2014年9月13日土曜日

サルコジ疑惑の渦中で シラク元仏大統領婦人がサルコジの仏大統領選挙出馬を提言 

12日、シラク元仏大統領婦人のベルナデット・シラクさんは2017年の仏大統領選挙にはサルコジは国民運動連合(UMP)のトップとして出馬しないほうがよい。サルコジ氏はそれに全然ふさわしいレベルではないというのである。そしてナポレオンのように将軍には兵士が必要であり自分がその兵士になるとラジオヨーロッパ1.で宣言した。今回のベルナデットの発言は各党がそれぞれ仏大統領選挙候補者を決める党内予選選挙(プリメール)を避けることを当然視する発言で、サルコジを無党派で出馬させたい模様だ。国民運動連合(UMP)内部がビグマリオン事件で決定的に不信感が渦巻いているために、サルコジのプリメール候補での選出は危険視され回避したいからだ。

ベルナデットさんの夫のシラク元大統領はパリ市長時代の架空雇用汚職事件で有罪判決がでていて、目下は病気を理由に自宅療養中である。婦人はサルコジが大統領時代にシラクのことで世話になっているらしい。

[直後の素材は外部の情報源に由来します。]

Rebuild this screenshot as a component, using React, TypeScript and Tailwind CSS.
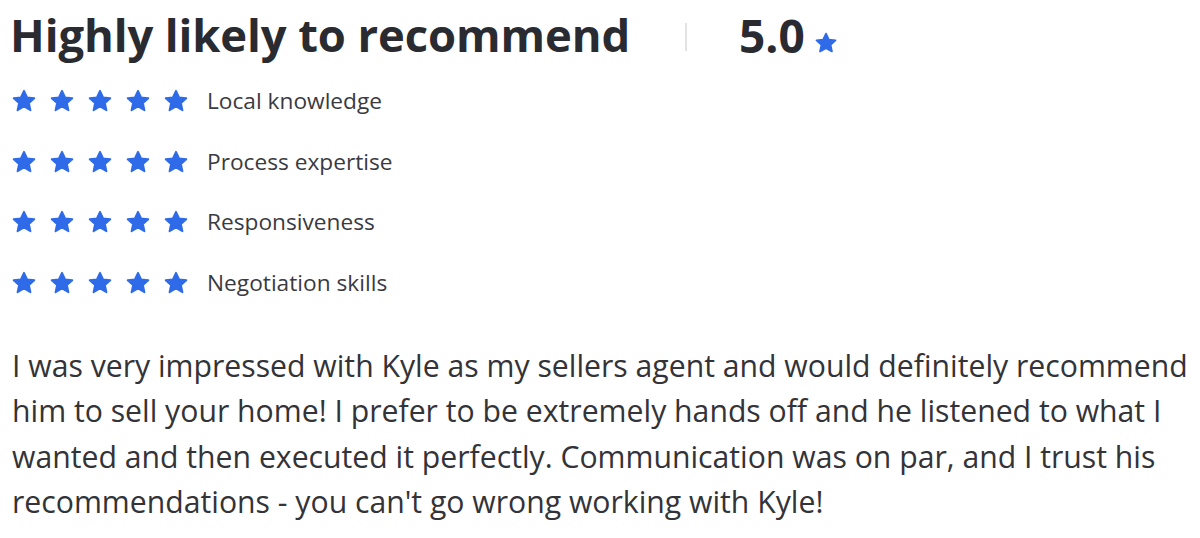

ベルナデットさんの考えは、とにかく出れば他につわものは多くはないために勝てるという考えであるようだ。しかしサルコジをめぐる犯罪容疑は非常に多く、これらの容疑を晴らさない限りは仏大統領選挙に出るレベルではないことは確かだ。サルコジには以下のような疑惑が渦巻いている。

パキスタンにアゴスタ潜水艦(90B)とサウジアラビア(Arabie saoudite)にフリガート艦船(Sawari I)を売り込んだ見返り還流賄賂事件のカラチ事件。

仏の高齢の富豪ベッタンクールから選挙運動資金の現金受け取り事件。

裁判官を動かした機密取得事件。

リビアの独裁者カダフィからの大統領選挙資金受け取り事件。

タピ優遇私設裁判事件は昨日12日にルモンド紙が記事を出し、タピはリヨネ銀行に損害を与えてないので損害賠償の訴えは可笑しいことを再確認する証拠記事をだした。当然タピに巨額の弁償金を払わせることになった私設裁判法廷を組織した当時の経済相・現国際通貨基金(IMF)総裁クリスティーヌ・ラガルドやそれを統括する当時大統領であったサルコジなどが事件に無関係ではないことがより明らかになってきている。

UMP事務総長で2012年のサルコジの大統領選挙運動の副責任者ジェローム・ラヴリヨウが5月26日のBFMテレビに出演し、選挙運動資金の二重請求書による巨額の使途不明金やサルコジの架空講演会などを暴露した。このことでジャン・フランソワ・コッペUMP前議長は辞任している。